I am a teller of lies.  Yes, I can’t help it.  I do it for a living.  Telling stories is simply what I do.

Now, for those of you who know the secret, that I am employed by a Texas public high school as a teacher of English, I must confess that Texas teachers are all expected to be liars.  Not merely the tellers of small, innocuous white lies, but big, powerful, dark black hoo-haws that would curdle the innards of those you have to tell them to if they ever found out the truth.  In Texas, all teachers must tell these particular lies by State mandate; 

  • Texas values education.
  • We put the students first and make our decisions based on what is best for them.
  • We only put smart people in charge of education in our state.
  • We only put smart people in charge of our state.
  • We don’t let politics affect the quality of our education.

If I just shot down your illusion balloons of sacredly held beliefs, I’m sorry, but you must not have paid attention when our State Emperor for Life tried to step down a notch in his career and run for President of the U.S.  The man with all the tact and wisdom in Texas said that he wanted to do away with the Department of Education at the federal level.  At least, I think he said that… or was that the one he forgot during the debates?  I don’t remember.  Oops.  I guess it rubs off. 

Teachers in Texas have had to deal with billions of dollars in cuts in our education budget.  Yes, I actually meant BILLIONS.  I know the difference between M and B.   And, of course this exercise in thriftiness comes at the same time that the yearly state test by which all programs are evaluated, trimmed, and ultimately obliterated is being morphed into a harder test of higher level thinking skills, and multiplied by four core subjects so that high school seniors will have to pass not one, but TWELVE (or possibly sixteen, the state has not made up its mind yet about what number will do the best job of improving graduation rates) high stakes, pass-or-no-diploma tests.  Sorry, I meant to say TESTS.  We have to shout things in Texas education or no one listens…  No, that’s wrong too.  No one ever listens.

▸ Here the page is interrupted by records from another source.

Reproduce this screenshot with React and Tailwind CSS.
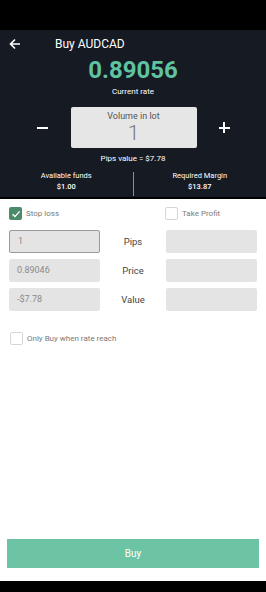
import React from "react";

const Checkbox = ({ checked, label }) => (
  <div className="flex items-center gap-[4px]">
    {checked ? (
      <div className="w-[13px] h-[13px] rounded-[2px] bg-[#4c8a6c] flex items-center justify-center">
        <svg width="10" height="10" viewBox="0 0 10 10" fill="none">
          <path d="M1.5 5.2 L4 7.6 L8.6 2.4" stroke="white" strokeWidth="1.4" />
        </svg>
      </div>
    ) : (
      <div className="w-[13px] h-[13px] rounded-[2px] border border-[#d6d6d6] bg-white" />
    )}
    <span className="text-[8px] text-[#7a7a7a]">{label}</span>
  </div>
);

const Field = ({ value, focused }) => (
  <div
    className={`w-[91px] h-[23px] bg-[#e4e4e4] rounded-[2px] flex items-center pl-[8px] text-[9px] text-[#8a8a8a] ${
      focused ? "border border-[#9a9a9a]" : ""
    }`}
  >
    {value}
  </div>
);

const rows = [
  { left: "1", label: "Pips", focused: true },
  { left: "0.89046", label: "Price" },
  { left: "-$7.78", label: "Value" },
];

export default function App() {
  return (
    <div
      className="w-[266px] h-[592px] flex flex-col bg-white overflow-hidden"
      style={{ fontFamily: "Roboto, 'Liberation Sans', sans-serif" }}
    >
      <div className="h-[30px] bg-black shrink-0" />

      <div className="bg-[#151a23] h-[169px] shrink-0 border-b-2 border-black flex flex-col text-white">
        <div className="h-[28px] flex items-center">
          <svg className="ml-[9px]" width="12" height="12" viewBox="0 0 12 12" fill="none">
            <path d="M11 6 H1.5 M6 1.5 L1.5 6 L6 10.5" stroke="white" strokeWidth="1.6" />
          </svg>
          <span className="ml-[34px] text-[12px]">Buy AUDCAD</span>
        </div>
        <div className="text-center text-[24px] font-bold leading-[24px] text-[#5fc3a0]">
          0.89056
        </div>
        <div className="text-center text-[8px] leading-[10px] mt-[5px]">Current rate</div>

        <div className="flex items-center justify-center mt-[10px]">
          <div className="w-[11px] h-[2px] bg-white mr-[23px]" />
          <div className="w-[126px] h-[41px] bg-[#e6e6e6] rounded-[2px] flex flex-col items-center pt-[3px]">
            <span className="text-[9px] leading-[12px] text-[#555]">Volume in lot</span>
            <span className="text-[21px] leading-[22px] font-light text-[#777]">1</span>
          </div>
          <div className="relative w-[11px] h-[11px] ml-[22px]">
            <div className="absolute left-0 top-[4.5px] w-[11px] h-[2px] bg-white" />
            <div className="absolute top-0 left-[4.5px] w-[2px] h-[11px] bg-white" />
          </div>
        </div>

        <div className="text-center text-[8px] leading-[10px] mt-[6px]">Pips value = $7.78</div>

        <div className="flex mt-[3px] flex-1">
          <div className="flex-1 flex flex-col items-center pt-[3px] text-[7.5px] leading-[11px]">
            <span>Available funds</span>
            <span className="font-medium">$1.00</span>
          </div>
          <div className="w-px bg-[#8a8f98] mt-[5px] h-[24px]" />
          <div className="flex-1 flex flex-col items-center pt-[3px] text-[7.5px] leading-[11px]">
            <span>Required Margin</span>
            <span className="font-medium">$13.87</span>
          </div>
        </div>
      </div>

      <div className="flex-1 flex flex-col">
        <div className="flex items-center mt-[8px] px-[9px]">
          <div className="w-[156px]">
            <Checkbox checked label="Stop loss" />
          </div>
          <Checkbox label="Take Profit" />
        </div>

        <div className="flex flex-col gap-[6px] mt-[10px] px-[9px]">
          {rows.map((r) => (
            <div key={r.label} className="flex items-center">
              <Field value={r.left} focused={r.focused} />
              <span className="flex-1 text-center text-[9.5px] text-[#444] pt-[2px]">{r.label}</span>
              <div className="w-[91px] h-[23px] bg-[#e4e4e4] rounded-[2px]" />
            </div>
          ))}
        </div>

        <div className="mt-[21px] px-[10px]">
          <Checkbox label="Only Buy when rate reach" />
        </div>

        <div className="flex-1" />

        <div className="px-[7px] mb-[13px]">
          <div className="h-[29px] bg-[#6cc4a4] flex items-center justify-center text-[10px] text-white">
            Buy
          </div>
        </div>
      </div>

      <div className="h-[11px] bg-black shrink-0" />
    </div>
  );
}
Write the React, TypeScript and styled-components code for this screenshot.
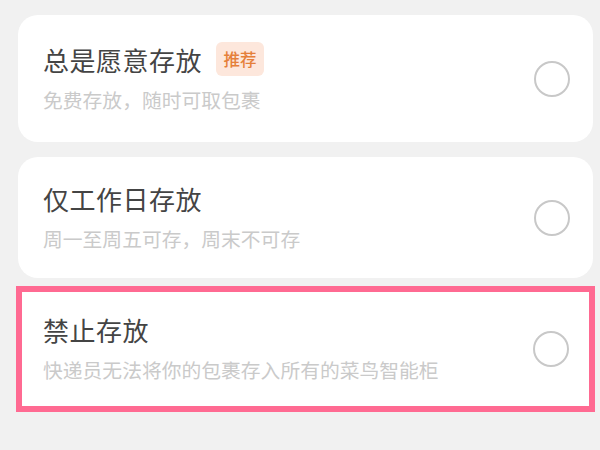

So teachers are professional liars.  That’s the truth of it in the modern world.  You have to go into the classroom every day and tell lies right and left.  You have to say things like; “Welcome to English class, all thirty five of you.  Ask me any question at any time because I have to make sure each one of you individually understands each and every one of the three thousand points of Texas Essential Knowledge and Skills.  I am happy to see all your smiling faces.  Don’t carve your name in your desk with your Bowie knife or I will have to call the principal, knowing I dare not lay a hand on you or your property, and confident that the administration will back me up and do something about your behavior instead of lecturing me about classroom management skills (assuming I survive this) and sending me to the teacher re-teaching center to re-teach me how to handle dangerous, aggressive, un-motivated, belligerent, and bad-smelling students with learning disabilities (who are not more than eighty per cent of the student population.)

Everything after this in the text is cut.